As noted, “trustworthiness” is one of the stated benefits of blockchain and cryptocurrency. However, scams and unethical practices, such as “pump and dump” and “rug pull” scams, are common within cryptocurrency. “Pump and dump” is a form of fraud that involves the use of misleading information to raise the price of a currency and then sell it at a profit. A “rug pull” is when a token’s creators abandon the project by exchanging virtual coins for real-world cash. It is estimated that $3.2 billion worth of cryptocurrency was stolen in 2021 while in the first 3 months of 2022, $1.3 billion from exchanges, platforms, and private entities has already been stolen. These numbers put into question the so-called “security” of cryptocurrencies and blockchain technology.

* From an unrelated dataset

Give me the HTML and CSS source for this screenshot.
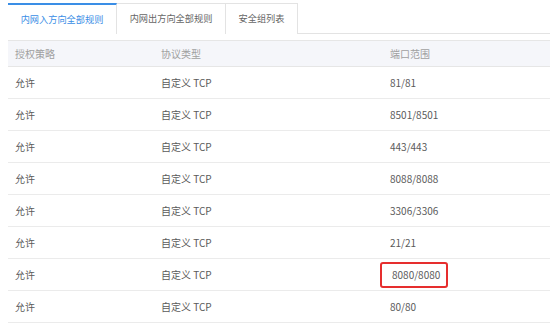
FILE: index.html
```html
<!DOCTYPE html>
<html lang="zh-CN">
<head>
    <meta charset="UTF-8">
    <meta name="viewport" content="width=device-width, initial-scale=1.0">
    <title>安全组规则</title>
    <link rel="stylesheet" href="styles.css">
</head>
<body>
    <div class="panel">
        <div class="tabs">
            <div class="tab active">内网入方向全部规则</div>
            <div class="tab">内网出方向全部规则</div>
            <div class="tab short">安全组列表</div>
        </div>

        <table class="rules">
            <thead>
                <tr>
                    <th class="col-policy">授权策略</th>
                    <th class="col-proto">协议类型</th>
                    <th>端口范围</th>
                </tr>
            </thead>
            <tbody>
                <tr><td>允许</td><td>自定义 TCP</td><td>81/81</td></tr>
                <tr><td>允许</td><td>自定义 TCP</td><td>8501/8501</td></tr>
                <tr><td>允许</td><td>自定义 TCP</td><td>443/443</td></tr>
                <tr><td>允许</td><td>自定义 TCP</td><td>8088/8088</td></tr>
                <tr><td>允许</td><td>自定义 TCP</td><td>3306/3306</td></tr>
                <tr><td>允许</td><td>自定义 TCP</td><td>21/21</td></tr>
                <tr><td>允许</td><td>自定义 TCP</td><td><span class="mark">8080/8080</span></td></tr>
                <tr><td>允许</td><td>自定义 TCP</td><td>80/80</td></tr>
            </tbody>
        </table>
    </div>
</body>
</html>
```

FILE: styles.css
```css
body {
    margin: 0;
    background: #fff;
    font-family: "Noto Sans CJK SC", "Noto Sans", sans-serif;
    font-size: 10px;
    color: #5a5a5a;
}
.panel {
    width: 542px;
    padding: 3px 0 0 8px;
}
.tabs {
    display: flex;
    height: 30px;
    border-bottom: 1px solid #e3e3e3;
}
.tab {
    box-sizing: border-box;
    width: 109px;
    height: 31px;
    line-height: 29px;
    border-right: 1px solid #e3e3e3;
    border-top: 1px solid #e3e3e3;
    background: #fff;
    color: #666;
    font-size: 9.2px;
    text-align: center;
    white-space: nowrap;
}
.tab.active {
    border-top: 2px solid #3a8ee6;
    color: #3a8ee6;
    line-height: 28px;
}
.tab.short {
    width: 72px;
}
.rules {
    width: 542px;
    margin-top: 6px;
    border-collapse: collapse;
}
.rules th {
    height: 25px;
    padding: 0 0 0 7px;
    background: #f5f6fa;
    border-top: 1px solid #e6e6e6;
    border-bottom: 1px solid #e6e6e6;
    color: #a0a0a0;
    font-weight: normal;
    text-align: left;
    white-space: nowrap;
}
.col-policy {
    width: 139px;
}
.col-proto {
    width: 222px;
}
.rules td {
    height: 31px;
    padding: 0 0 0 7px;
    border-bottom: 1px solid #ebebeb;
    white-space: nowrap;
}
.mark {
    display: inline-block;
    box-sizing: border-box;
    width: 68px;
    height: 26px;
    margin-left: -10px;
    padding-left: 10px;
    line-height: 22px;
    border: 2px solid #e62e2e;
    border-radius: 3px;
}
```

The former U.S. Securities and Exchange Commission (SEC) Head of Internet Enforcement, John Reed Stark, believes that crypto is a “get-rich-quick” scheme that takes advantage of the most vulnerable. Those in marginalized communities who may also lack financial literacy skill may be most harmed by such scams and volatile changes in cryptocurrencies. Scams or unethical practices do not have to be obvious either. Some tech companies have offered tokens, and coins as part of their compensation packages, making it difficult for prospective candidates to assess the value of their labour.
It may just be too soon to tell whether or not the decentralized nature of crypto is a gift or a curse. Crypto could allow marginalized communities greater access to financial systems and help them gain access to wealth and power. The flip side is that these same communities may be subject to worsening crypto-fueled environmental conditions. They may be targeted for scams or lose wealth and power as influential players in the Global North manipulate the system. There are real examples of marginalized communities using crypto to generate wealth, while others fall victim to various scams. The most challenging task concerning this issue is quantifiability. It is almost impossible to measure the benefits and effects of the cryptosystem as it intersects with social, cultural, political, technological, and economic factors globally.